# [WHAT IS REQUIRED]
Copy out the lines that include the word "page".
:: DATASET SECTION ::
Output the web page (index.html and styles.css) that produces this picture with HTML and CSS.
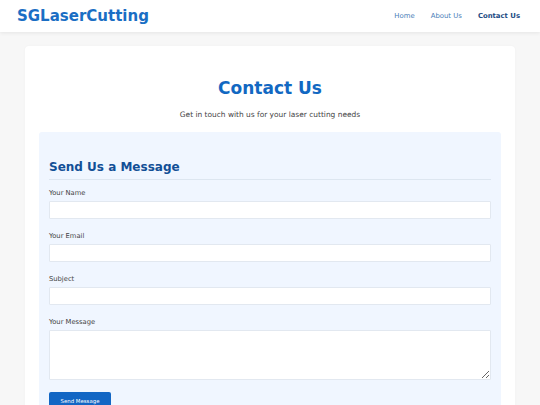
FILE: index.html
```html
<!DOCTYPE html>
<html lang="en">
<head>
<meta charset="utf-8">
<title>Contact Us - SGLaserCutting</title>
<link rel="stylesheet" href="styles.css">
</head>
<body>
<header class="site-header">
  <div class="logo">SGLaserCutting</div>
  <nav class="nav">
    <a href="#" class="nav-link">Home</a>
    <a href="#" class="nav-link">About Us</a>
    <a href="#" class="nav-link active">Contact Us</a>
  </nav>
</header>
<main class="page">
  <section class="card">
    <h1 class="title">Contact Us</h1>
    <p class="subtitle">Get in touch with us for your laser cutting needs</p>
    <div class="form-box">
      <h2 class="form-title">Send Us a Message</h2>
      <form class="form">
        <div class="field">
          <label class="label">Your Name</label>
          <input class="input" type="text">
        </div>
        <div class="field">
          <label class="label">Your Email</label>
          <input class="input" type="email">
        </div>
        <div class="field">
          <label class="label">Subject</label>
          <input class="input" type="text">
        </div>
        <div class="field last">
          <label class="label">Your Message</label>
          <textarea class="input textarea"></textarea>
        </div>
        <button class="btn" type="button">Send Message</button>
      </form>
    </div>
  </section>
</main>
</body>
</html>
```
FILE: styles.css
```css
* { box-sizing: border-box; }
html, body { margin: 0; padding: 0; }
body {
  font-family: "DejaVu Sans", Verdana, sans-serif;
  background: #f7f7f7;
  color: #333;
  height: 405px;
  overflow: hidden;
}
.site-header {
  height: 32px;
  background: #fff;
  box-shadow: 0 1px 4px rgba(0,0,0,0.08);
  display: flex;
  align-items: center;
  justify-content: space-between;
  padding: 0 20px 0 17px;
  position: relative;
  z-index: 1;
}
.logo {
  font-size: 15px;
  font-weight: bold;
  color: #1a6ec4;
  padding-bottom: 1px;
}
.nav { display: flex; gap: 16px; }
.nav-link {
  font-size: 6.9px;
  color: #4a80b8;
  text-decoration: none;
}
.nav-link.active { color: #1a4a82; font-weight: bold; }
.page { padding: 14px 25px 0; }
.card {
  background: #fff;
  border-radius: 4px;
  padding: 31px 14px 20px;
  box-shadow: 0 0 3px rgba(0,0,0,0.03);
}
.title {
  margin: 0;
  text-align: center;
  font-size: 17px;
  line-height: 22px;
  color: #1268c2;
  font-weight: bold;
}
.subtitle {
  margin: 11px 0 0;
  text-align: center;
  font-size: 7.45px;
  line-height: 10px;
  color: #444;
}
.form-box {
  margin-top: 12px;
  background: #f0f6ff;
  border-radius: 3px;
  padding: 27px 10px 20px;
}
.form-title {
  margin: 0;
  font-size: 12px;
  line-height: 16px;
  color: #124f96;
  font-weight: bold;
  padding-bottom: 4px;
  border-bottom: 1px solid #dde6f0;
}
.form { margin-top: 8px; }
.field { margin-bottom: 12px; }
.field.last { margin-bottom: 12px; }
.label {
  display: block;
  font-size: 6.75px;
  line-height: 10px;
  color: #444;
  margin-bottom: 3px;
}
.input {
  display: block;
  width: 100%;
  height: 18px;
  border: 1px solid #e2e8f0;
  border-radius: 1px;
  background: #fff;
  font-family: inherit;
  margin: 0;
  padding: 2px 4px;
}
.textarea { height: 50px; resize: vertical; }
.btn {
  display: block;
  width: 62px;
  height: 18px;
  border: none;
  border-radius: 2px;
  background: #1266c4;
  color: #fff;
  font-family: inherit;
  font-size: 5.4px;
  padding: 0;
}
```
:::
# [ANSWER BELOW]
Output the web page (index.html and styles.css) that produces this picture with HTML and CSS.
<main class="page">
.page { padding: 14px 25px 0; }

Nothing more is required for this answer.